The British Chamber offers regular educational opportunities, from lunchtime courses on social media to full-day workshops on accounting. Chamber members range from small businesses to well-known British companies, and members themselves often lead these events, which provide opportunities to share expertise and business offerings. Many of these courses are open to members and non-members alike, but non-members pay a higher fee. Membership for freelancers is €330 a year and some of the training is included in your membership. Others may carry a fee. You can expect the training itself to be intimate with a small to medium-sized group and with time for networking afterwards. In autumn 2015, the chamber will be hosting its third annual seminar on expat financial affairs, covering issues such as taxation and buying a house.
The American Chamber of Commerce is larger than its British counterpart and tends to attract more corporate members. Workshops take place roughly once a month on subjects such as crisis management and taxation. They often take place over lunch and include food. Participants enjoy the networking opportunities available at the workshops, which are open to the public, but non-members pay 50% more with prices from €40 to €100.
Self-employed professionals can take advantage of Vlerick Business School’s management programme, which is open to all students. You can take just one course or many on subjects including human resources, finance, marketing and more. Vlerick also offers specific programmes for entrepreneurs and small to medium-sized businesses. There are campuses in Ghent, Leuven and Brussels and classes are taught in English and Dutch. Prices range from €1,500 for a two-day course to €13,000 for one that lasts a month.
United Business Institutes in Brussels offers an MBA on a full- or part-time basis. The programme is validated by Middlesex University London and students are awarded a Middlesex University London degree on completion. Fees for students beginning in the 2014/15 academic year were €14,850.
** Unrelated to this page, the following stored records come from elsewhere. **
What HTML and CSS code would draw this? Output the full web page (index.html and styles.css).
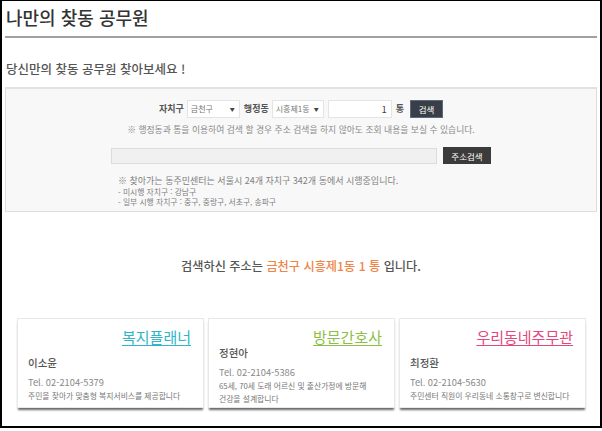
FILE: index.html
```html
<!DOCTYPE html>
<html lang="ko">
<head>
<meta charset="utf-8">
<title>나만의 찾동 공무원</title>
<link rel="stylesheet" href="styles.css">
</head>
<body>
<div class="frame">
  <h1 class="title">나만의 찾동 공무원</h1>
  <h2 class="subtitle">당신만의 찾동 공무원 찾아보세요 !</h2>

  <section class="search-box">
    <div class="row row-select">
      <span class="label">자치구</span>
      <div class="select sel-gu"><span>금천구</span><span class="arrow">▼</span></div>
      <span class="label">행정동</span>
      <div class="select sel-dong"><span>시흥제1동</span><span class="arrow">▼</span></div>
      <div class="input-num">1</div>
      <span class="label">통</span>
      <button class="btn btn-search">검색</button>
    </div>
    <p class="note-center">※ 행정동과 통을 이용하여 검색 할 경우 주소 검색을 하지 않아도 조회 내용을 보실 수 있습니다.</p>
    <div class="row row-addr">
      <div class="input-addr"></div>
      <button class="btn btn-addr">주소검색</button>
    </div>
    <div class="notes">
      <p class="note-main">※ 찾아가는 동주민센터는 서울시 24개 자치구 342개 동에서 시행중입니다.</p>
      <p class="note-sub">- 미시행 자치구 : 강남구</p>
      <p class="note-sub">- 일부 시행 자치구 : 중구, 중랑구, 서초구, 송파구</p>
    </div>
  </section>

  <p class="result">검색하신 주소는 <span class="hl">금천구 시흥제1동 1 통</span> 입니다.</p>

  <div class="cards">
    <div class="card">
      <div class="card-title c-teal">복지플래너</div>
      <div class="card-body">
        <div class="name">이소윤</div>
        <div class="tel">Tel. 02-2104-5379</div>
        <div class="desc">주민을 찾아가 맞춤형 복지서비스를 제공합니다</div>
      </div>
    </div>
    <div class="card">
      <div class="card-title c-green">방문간호사</div>
      <div class="card-body">
        <div class="name">정현아</div>
        <div class="tel">Tel. 02-2104-5386</div>
        <div class="desc">65세, 70세 도래 어르신 및 출산가정에 방문해<br>건강을 설계합니다</div>
      </div>
    </div>
    <div class="card">
      <div class="card-title c-pink">우리동네주무관</div>
      <div class="card-body">
        <div class="name">최정환</div>
        <div class="tel">Tel. 02-2104-5630</div>
        <div class="desc">주민센터 직원이 우리동네 소통창구로 변신합니다</div>
      </div>
    </div>
  </div>
</div>
</body>
</html>
```

FILE: styles.css
```css
* { box-sizing: border-box; }
html, body { margin: 0; padding: 0; background: #fff; }
body {
  font-family: "Noto Sans CJK KR", "Noto Sans", sans-serif;
  color: #555;
}
.frame {
  width: 602px;
  height: 428px;
  border-style: solid;
  border-color: #000;
  border-width: 1px 2px 2px 2px;
  padding: 0 3px;
  overflow: hidden;
}
.title {
  margin: 0;
  padding: 3px 0 0 1px;
  height: 37px;
  font-size: 18px;
  line-height: 26px;
  font-weight: 500;
  color: #333;
  border-bottom: 2px solid #a0a0a0;
}
.subtitle {
  margin: 0;
  padding: 22px 0 0 1px;
  height: 49px;
  font-size: 12.5px;
  line-height: 18px;
  font-weight: 500;
  color: #555;
}
.search-box {
  background: #f8f8f8;
  border: 1px solid #dedede;
  border-top: 2px solid #e2e2e2;
  height: 125px;
  padding-top: 10px;
}
.row {
  display: flex;
  justify-content: center;
  align-items: center;
}
.row-select { height: 19px; }
.label {
  font-size: 9px;
  font-weight: 700;
  color: #555;
}
.select {
  display: flex;
  justify-content: space-between;
  align-items: center;
  height: 18px;
  background: #fff;
  border: 1px solid #e4e4e4;
  font-size: 8px;
  color: #777;
  padding: 0 4px 0 3px;
}
.sel-gu { width: 53px; margin: 0 4px 0 3px; }
.sel-dong { width: 52px; margin: 0 4px 0 3px; }
.arrow { font-size: 5px; color: #444; }
.input-num {
  width: 64px;
  height: 18px;
  background: #fff;
  border: 1px solid #e4e4e4;
  font-size: 9.5px;
  line-height: 16px;
  text-align: right;
  padding-right: 4px;
  color: #444;
  margin-right: 4px;
}
.btn {
  border: 0;
  font-family: inherit;
  color: #fff;
  padding: 0;
  font-size: 8.5px;
}
.btn-search {
  width: 33px;
  height: 18px;
  margin-left: 6px;
  background: #3a3f47;
  border: 1px solid #5a6a80;
}
.note-center {
  margin: 6px 0 0;
  text-align: center;
  font-size: 8.8px;
  line-height: 12px;
  color: #8a8a8a;
}
.row-addr { margin-top: 11px; gap: 6px; }
.input-addr {
  width: 326px;
  height: 16px;
  background: #f0f0f0;
  border: 1px solid #dcdcdc;
}
.btn-addr {
  width: 48px;
  height: 17px;
  background: #3b3b3b;
  font-size: 8.5px;
}
.notes {
  margin: 11px 0 0 112px;
}
.notes p { margin: 0; color: #808080; }
.note-main { font-size: 9px; line-height: 12px; }
.note-sub { font-size: 7.8px; line-height: 9.5px; }
.result {
  margin: 45px 0 0;
  text-align: center;
  font-size: 12.2px;
  line-height: 18px;
  font-weight: 500;
  color: #555;
}
.hl { color: #f08548; }
.cards {
  display: flex;
  gap: 4px;
  margin: 43px 0 0 12px;
}
.card {
  width: 187px;
  height: 90px;
  background: #fff;
  border: 1px solid #e8e8e8;
  box-shadow: 0 3px 2px -1px rgba(0, 0, 0, 0.6);
  display: flex;
  flex-direction: column;
  padding: 8px 12px 5px 10px;
}
.card-title {
  align-self: flex-end;
  font-size: 15px;
  line-height: 19px;
  text-decoration: underline;
  text-underline-offset: 2px;
  text-decoration-thickness: 1px;
}
.c-teal { color: #2eb5c7; }
.c-green { color: #8cbf45; }
.c-pink { color: #e4477c; }
.card-body { margin-top: auto; }
.name {
  font-size: 10.5px;
  font-weight: 500;
  line-height: 14px;
  color: #555;
  margin-bottom: 6px;
}
.tel {
  font-size: 9.3px;
  line-height: 13px;
  color: #888;
}
.desc {
  font-size: 7.8px;
  line-height: 13px;
  color: #777;
}
```
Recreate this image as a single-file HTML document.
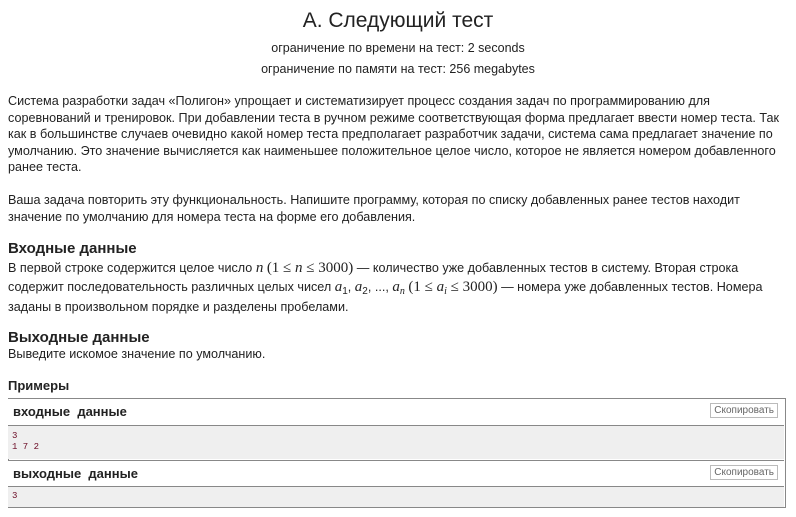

At Solvay Brussels School of Economics and Management, you can study a full- or part-time MBA, as well as a global executive MBA, a dual degree with the Fox School of Business at Temple University, Philadelphia, which is taught across one weekend a month. Most classes take place in Paris, but there are also sessions in Brussels, Shanghai and the US. Fees for the global executive MBA are €42,000; the standard MBA programme costs €32,000. Solvay also offers advanced master’s degrees in areas including creativity and marketing, strategic management and financial markets. Fees are €12,500.
Louvain School of Management’s 18-month international executive MBA includes three study trips to China, Brazil and India. Groups are a maximum of 25 people and are adapted to allow participants to balance professional and private life while studying and increasing networking opportunities. Fees are €30,000.
Antwerp Management School scored highest of Belgium’s business schools in the Financial Times’ most recent rankings for its master degree in management, a programme designed for recent graduates with at most three years of experience. Its executive MBA is aimed at “self-critical professionals with open minds and very positive learning attitudes from various sectors”. MBA fees are €31,500.
Brussels is a fantastic place to learn just about any language. Berlitz has the most comprehensive offering, with courses in 35 languages and offices throughout the country, but it is also one of the most expensive schools. The Marie Haps institute in the EU quarter offers evening and Saturday classes in 19 languages at a cost of €245-285 for the academic year. Residents of Brussels are entitled to subsidised Dutch classes at adult education centres, or CVOs; for the first six modules you pay only for your books (about €35).
A simple Google search will also turn up dozens of private schools and tutors throughout the country for all budgets, and teachers often advertise on The Bulletin website. Visit your town hall for more information about language courses where you live, or see The Bulletin’s Newcomer magazine, published in March and September.
For executives or others who are pushed for time, Ceran in Spa offers an efficient alternative way of acquiring language skills without taking a sabbatical and without having to travel far. Their immersive residential courses combine interactive techniques and activities, helping executives build a skill set to fit their own needs. The centre offers programmes in 11 languages.
The Open University is Britain’s largest state-chartered university, with more than 240,000 students, including more than 9,000 in mainland Europe and about 500 in Belgium. It specialises in supported distance learning for part-time adult study. Study areas include computing, business studies, retail management, chemistry and design. All modules are designed to be studied at home and require between six and 16 hours of study a week. Students in mainland Europe use the same materials as those in the UK and are supported by their own tutor.
SupDeWeb in Brussels and Paris, part of MediaSchool Group, is the first school dedicated to the digital world. It offers a one-year master’s programme in French covering every aspect of the digital world, from e-marketing and SEO to e-commerce, apps and social media. The methodology involves one day in class and four days’ internship, which allows students to transform theoretical knowledge into practical experience. A bachelor degree in web communication covers three aspects of the internet: content management, e-commerce and development, based on case studies and internships.